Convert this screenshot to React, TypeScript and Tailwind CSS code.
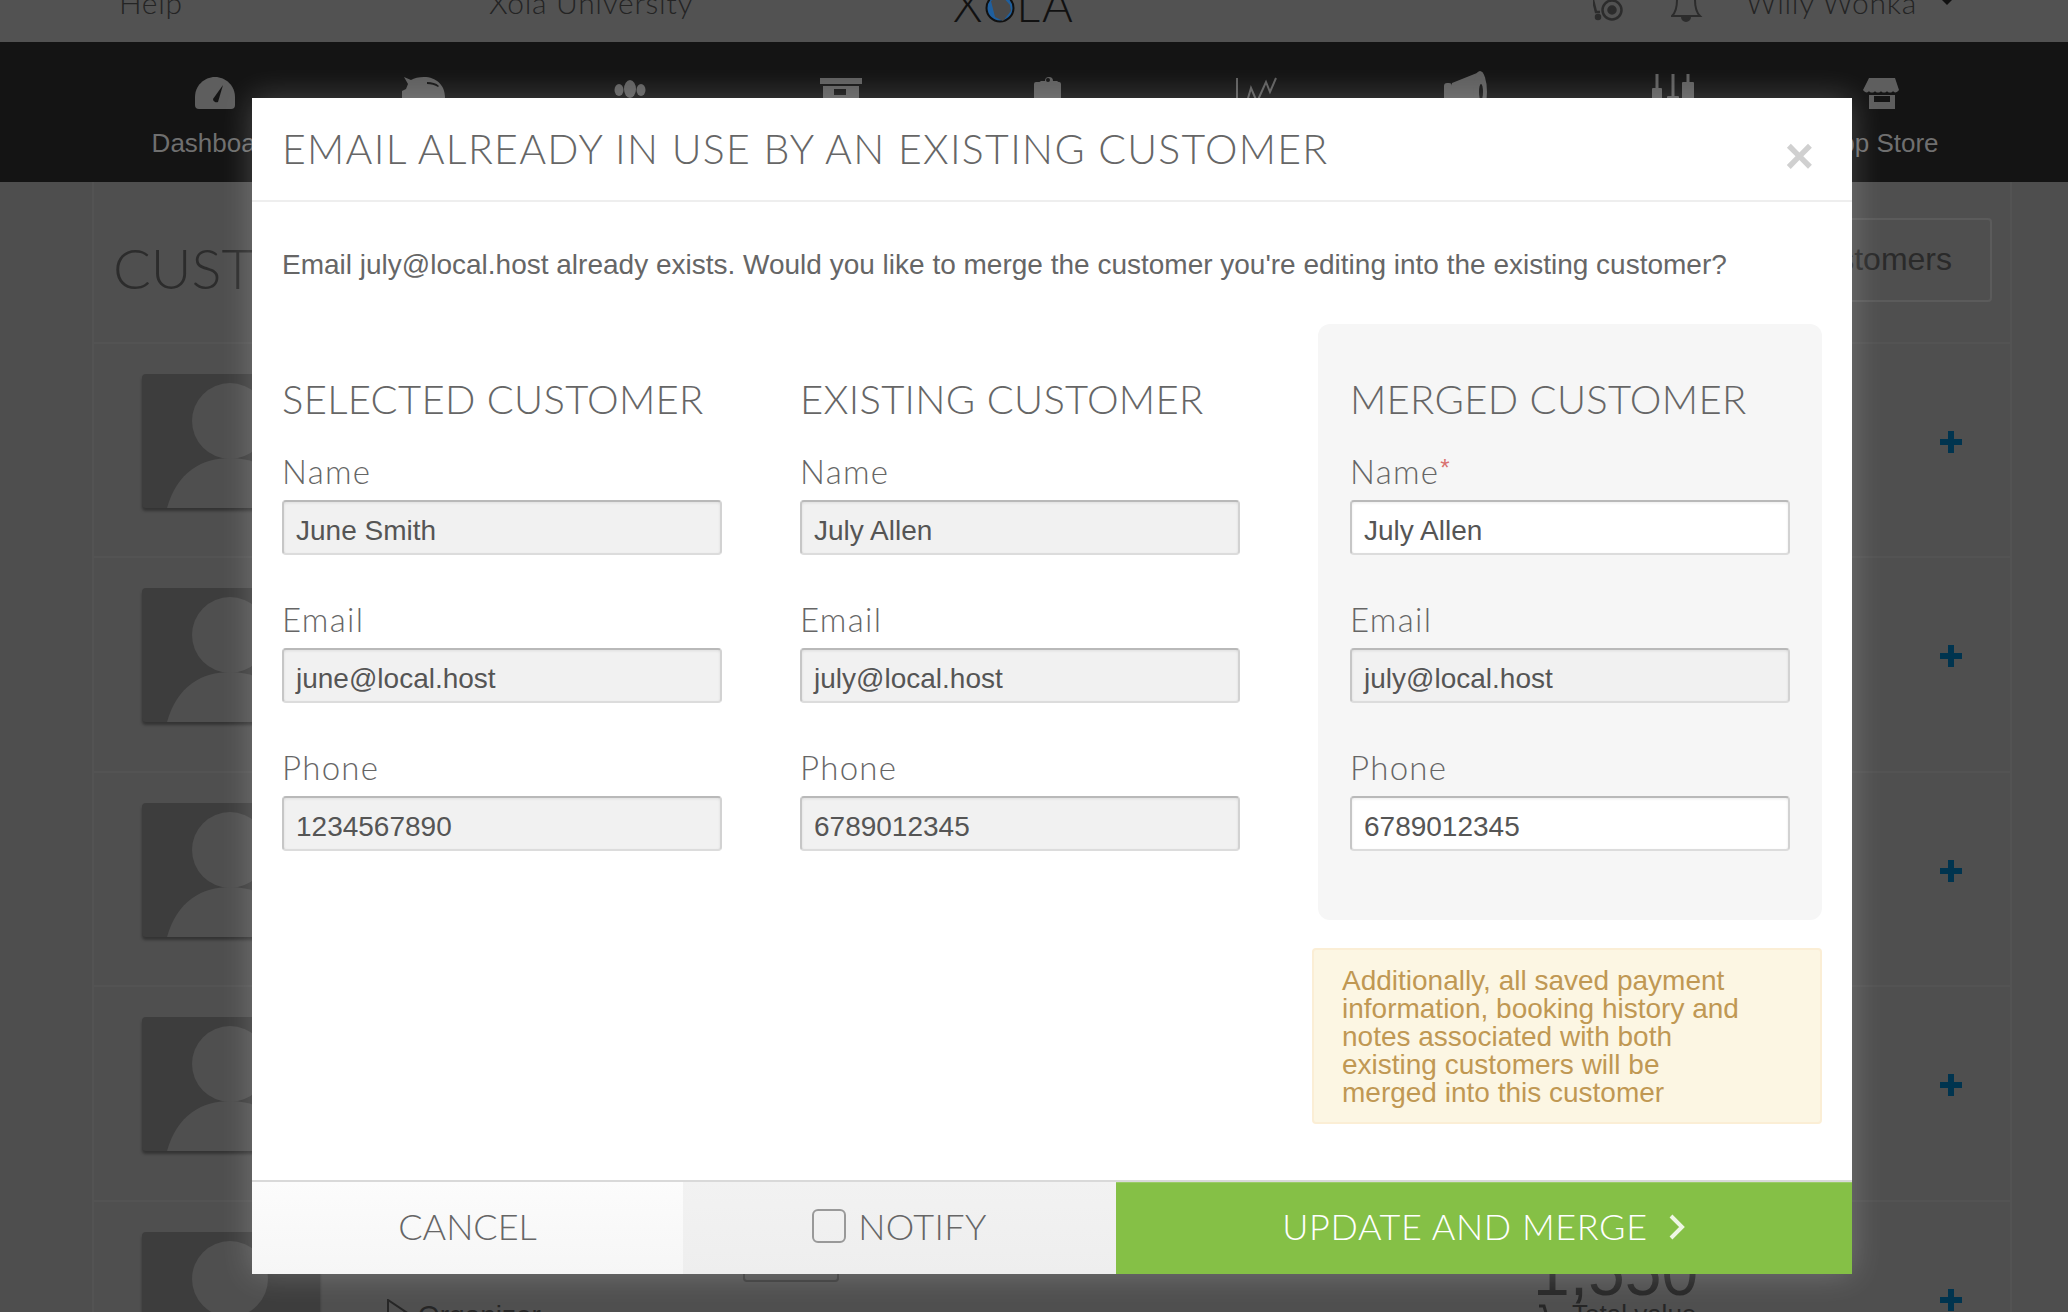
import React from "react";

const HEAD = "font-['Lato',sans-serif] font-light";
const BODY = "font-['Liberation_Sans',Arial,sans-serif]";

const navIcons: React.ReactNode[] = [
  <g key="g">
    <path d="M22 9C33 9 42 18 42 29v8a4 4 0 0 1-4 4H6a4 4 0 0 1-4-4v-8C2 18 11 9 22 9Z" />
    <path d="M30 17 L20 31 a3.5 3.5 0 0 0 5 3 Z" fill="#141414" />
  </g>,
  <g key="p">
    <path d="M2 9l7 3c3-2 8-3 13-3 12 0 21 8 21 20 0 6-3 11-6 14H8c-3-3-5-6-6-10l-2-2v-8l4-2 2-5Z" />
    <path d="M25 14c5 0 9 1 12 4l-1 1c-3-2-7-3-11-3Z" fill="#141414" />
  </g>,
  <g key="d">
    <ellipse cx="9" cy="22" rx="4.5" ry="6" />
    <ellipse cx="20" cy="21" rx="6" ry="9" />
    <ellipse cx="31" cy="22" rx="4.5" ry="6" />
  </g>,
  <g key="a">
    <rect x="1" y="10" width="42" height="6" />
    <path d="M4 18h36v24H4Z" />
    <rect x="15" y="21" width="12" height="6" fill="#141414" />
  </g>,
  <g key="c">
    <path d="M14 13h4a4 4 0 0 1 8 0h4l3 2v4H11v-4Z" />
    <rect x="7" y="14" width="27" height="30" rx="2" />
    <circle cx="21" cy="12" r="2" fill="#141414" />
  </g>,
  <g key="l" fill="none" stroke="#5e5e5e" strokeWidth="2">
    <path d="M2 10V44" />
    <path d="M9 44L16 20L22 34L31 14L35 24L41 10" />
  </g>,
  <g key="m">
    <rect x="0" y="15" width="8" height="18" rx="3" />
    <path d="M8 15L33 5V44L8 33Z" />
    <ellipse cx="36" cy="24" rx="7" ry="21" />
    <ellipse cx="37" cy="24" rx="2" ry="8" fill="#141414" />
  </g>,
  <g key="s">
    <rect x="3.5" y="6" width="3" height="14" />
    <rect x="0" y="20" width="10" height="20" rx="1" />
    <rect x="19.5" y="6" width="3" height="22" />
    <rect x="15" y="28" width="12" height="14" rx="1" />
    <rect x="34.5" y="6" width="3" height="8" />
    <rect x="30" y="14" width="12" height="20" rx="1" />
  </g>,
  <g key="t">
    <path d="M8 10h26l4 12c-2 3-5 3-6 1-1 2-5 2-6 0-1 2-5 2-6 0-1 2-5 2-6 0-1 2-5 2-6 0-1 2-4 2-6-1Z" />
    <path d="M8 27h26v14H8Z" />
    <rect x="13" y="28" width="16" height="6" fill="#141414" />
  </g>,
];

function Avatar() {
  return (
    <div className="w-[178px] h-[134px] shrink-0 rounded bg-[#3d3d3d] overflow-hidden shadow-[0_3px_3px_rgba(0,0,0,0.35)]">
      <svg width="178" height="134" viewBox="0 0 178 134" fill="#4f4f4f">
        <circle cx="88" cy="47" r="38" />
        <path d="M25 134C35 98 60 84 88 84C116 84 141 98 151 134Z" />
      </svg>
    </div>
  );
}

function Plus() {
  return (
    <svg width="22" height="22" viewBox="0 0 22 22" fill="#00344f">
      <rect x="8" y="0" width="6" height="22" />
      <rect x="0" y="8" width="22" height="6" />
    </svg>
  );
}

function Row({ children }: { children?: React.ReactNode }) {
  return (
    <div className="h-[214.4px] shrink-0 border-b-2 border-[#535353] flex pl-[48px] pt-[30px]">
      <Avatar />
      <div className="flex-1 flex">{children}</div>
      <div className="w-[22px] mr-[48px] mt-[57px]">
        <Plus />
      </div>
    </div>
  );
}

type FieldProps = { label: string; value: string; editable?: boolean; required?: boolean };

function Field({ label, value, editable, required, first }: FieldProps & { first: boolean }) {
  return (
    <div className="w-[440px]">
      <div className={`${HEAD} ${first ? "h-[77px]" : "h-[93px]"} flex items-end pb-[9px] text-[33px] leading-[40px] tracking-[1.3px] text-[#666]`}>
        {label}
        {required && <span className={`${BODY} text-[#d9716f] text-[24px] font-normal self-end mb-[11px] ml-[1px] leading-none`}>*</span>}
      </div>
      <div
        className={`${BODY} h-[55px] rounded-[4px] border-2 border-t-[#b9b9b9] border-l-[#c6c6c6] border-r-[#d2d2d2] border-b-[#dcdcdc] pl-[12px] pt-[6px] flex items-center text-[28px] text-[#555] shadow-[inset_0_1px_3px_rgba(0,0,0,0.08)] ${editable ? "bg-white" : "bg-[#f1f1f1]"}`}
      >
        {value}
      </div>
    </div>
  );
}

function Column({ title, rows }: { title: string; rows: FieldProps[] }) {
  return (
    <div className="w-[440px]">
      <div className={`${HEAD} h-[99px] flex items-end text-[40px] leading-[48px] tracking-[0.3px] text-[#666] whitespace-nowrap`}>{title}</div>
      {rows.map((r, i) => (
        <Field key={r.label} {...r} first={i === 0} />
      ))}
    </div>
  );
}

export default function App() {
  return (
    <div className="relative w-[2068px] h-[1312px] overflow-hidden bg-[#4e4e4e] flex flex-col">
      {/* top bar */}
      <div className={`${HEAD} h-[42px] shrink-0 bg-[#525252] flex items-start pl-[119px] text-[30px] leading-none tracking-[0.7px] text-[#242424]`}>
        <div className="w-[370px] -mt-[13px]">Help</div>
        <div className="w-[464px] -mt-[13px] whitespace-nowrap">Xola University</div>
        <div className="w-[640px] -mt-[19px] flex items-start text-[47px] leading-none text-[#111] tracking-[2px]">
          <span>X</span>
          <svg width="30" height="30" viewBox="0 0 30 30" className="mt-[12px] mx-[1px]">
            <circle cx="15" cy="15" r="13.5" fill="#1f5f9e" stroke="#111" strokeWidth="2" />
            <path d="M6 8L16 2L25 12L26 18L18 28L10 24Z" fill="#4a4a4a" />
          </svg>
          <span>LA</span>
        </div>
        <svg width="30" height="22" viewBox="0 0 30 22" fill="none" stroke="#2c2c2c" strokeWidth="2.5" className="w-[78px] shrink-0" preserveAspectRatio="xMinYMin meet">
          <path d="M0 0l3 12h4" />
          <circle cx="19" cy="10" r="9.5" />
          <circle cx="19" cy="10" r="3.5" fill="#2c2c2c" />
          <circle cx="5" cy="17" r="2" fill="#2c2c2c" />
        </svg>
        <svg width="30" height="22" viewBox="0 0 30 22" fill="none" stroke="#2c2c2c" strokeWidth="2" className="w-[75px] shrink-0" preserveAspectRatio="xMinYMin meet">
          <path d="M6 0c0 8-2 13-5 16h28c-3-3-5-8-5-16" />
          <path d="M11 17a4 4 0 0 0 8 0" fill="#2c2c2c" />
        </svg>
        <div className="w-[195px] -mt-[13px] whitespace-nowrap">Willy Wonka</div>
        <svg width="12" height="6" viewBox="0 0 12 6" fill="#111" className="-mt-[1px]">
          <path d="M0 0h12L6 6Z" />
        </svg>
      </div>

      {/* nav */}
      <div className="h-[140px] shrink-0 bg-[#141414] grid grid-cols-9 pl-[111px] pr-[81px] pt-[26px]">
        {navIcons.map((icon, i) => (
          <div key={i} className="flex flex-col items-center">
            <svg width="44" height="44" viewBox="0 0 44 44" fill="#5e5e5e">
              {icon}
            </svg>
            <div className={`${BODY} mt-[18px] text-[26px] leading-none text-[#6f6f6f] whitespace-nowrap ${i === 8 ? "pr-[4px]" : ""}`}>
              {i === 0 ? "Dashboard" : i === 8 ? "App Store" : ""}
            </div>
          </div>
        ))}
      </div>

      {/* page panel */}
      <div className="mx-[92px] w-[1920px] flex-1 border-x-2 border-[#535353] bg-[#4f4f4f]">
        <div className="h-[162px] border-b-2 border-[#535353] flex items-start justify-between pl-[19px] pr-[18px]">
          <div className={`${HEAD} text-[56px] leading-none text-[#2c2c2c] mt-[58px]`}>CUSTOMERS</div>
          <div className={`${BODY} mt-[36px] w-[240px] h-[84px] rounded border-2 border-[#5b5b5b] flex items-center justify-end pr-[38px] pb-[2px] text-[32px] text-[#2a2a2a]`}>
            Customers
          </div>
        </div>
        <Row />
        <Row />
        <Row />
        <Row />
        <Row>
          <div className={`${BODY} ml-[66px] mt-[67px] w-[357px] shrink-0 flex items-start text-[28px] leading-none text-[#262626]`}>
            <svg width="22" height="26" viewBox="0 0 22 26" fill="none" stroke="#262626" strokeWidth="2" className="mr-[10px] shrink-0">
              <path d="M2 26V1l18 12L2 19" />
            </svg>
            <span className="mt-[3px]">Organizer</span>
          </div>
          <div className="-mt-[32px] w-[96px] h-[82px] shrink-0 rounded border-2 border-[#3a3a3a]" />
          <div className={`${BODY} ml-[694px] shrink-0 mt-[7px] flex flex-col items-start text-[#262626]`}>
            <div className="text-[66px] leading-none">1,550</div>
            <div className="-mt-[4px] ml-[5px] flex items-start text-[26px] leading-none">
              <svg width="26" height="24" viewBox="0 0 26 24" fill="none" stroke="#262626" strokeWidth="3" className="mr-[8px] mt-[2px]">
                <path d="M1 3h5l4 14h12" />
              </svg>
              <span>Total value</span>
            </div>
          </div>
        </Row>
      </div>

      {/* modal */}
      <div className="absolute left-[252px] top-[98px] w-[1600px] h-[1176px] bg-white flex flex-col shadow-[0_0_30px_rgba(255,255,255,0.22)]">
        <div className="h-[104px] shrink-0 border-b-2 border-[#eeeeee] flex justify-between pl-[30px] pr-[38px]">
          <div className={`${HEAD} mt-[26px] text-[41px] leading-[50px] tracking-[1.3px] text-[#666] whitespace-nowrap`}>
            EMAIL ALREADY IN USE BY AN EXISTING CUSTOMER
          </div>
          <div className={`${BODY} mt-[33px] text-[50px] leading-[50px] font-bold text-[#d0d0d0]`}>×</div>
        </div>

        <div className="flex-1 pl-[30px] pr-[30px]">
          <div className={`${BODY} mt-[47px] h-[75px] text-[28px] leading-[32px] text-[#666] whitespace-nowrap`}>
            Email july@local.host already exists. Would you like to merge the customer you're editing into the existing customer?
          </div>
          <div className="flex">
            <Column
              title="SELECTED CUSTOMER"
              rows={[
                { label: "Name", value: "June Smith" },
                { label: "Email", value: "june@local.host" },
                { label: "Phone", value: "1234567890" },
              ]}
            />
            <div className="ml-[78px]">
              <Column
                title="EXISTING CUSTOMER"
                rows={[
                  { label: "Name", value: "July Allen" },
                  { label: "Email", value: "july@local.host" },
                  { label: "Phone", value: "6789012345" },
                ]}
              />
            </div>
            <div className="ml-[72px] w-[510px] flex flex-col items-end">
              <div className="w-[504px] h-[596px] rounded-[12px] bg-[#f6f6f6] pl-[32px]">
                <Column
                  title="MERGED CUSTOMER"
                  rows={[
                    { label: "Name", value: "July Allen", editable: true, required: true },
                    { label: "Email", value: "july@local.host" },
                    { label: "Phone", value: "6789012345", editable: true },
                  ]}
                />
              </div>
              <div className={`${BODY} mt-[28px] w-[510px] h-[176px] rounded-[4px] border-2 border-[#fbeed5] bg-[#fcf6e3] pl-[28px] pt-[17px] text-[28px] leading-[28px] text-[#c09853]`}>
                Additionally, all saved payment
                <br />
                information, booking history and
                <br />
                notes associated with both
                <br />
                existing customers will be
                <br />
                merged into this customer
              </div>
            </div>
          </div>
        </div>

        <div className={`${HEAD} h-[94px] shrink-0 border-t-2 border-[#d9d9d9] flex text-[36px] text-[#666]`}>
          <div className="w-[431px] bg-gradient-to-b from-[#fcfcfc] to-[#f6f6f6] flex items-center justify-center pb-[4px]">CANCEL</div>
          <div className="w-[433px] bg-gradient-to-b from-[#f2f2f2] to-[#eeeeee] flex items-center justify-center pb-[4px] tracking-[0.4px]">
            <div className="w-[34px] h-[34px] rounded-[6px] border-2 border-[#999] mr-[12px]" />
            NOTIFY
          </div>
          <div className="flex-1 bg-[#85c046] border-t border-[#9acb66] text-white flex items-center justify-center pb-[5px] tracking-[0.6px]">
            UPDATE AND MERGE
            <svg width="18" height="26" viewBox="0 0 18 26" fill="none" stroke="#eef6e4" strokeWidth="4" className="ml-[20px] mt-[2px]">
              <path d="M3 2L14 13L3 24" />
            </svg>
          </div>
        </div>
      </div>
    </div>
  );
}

> **GIVEN TASK**
Check each line above for the string "this", then copy the ones that have it.

> **RESPONSE**
Convert this screenshot to React, TypeScript and Tailwind CSS code.
                merged into this customer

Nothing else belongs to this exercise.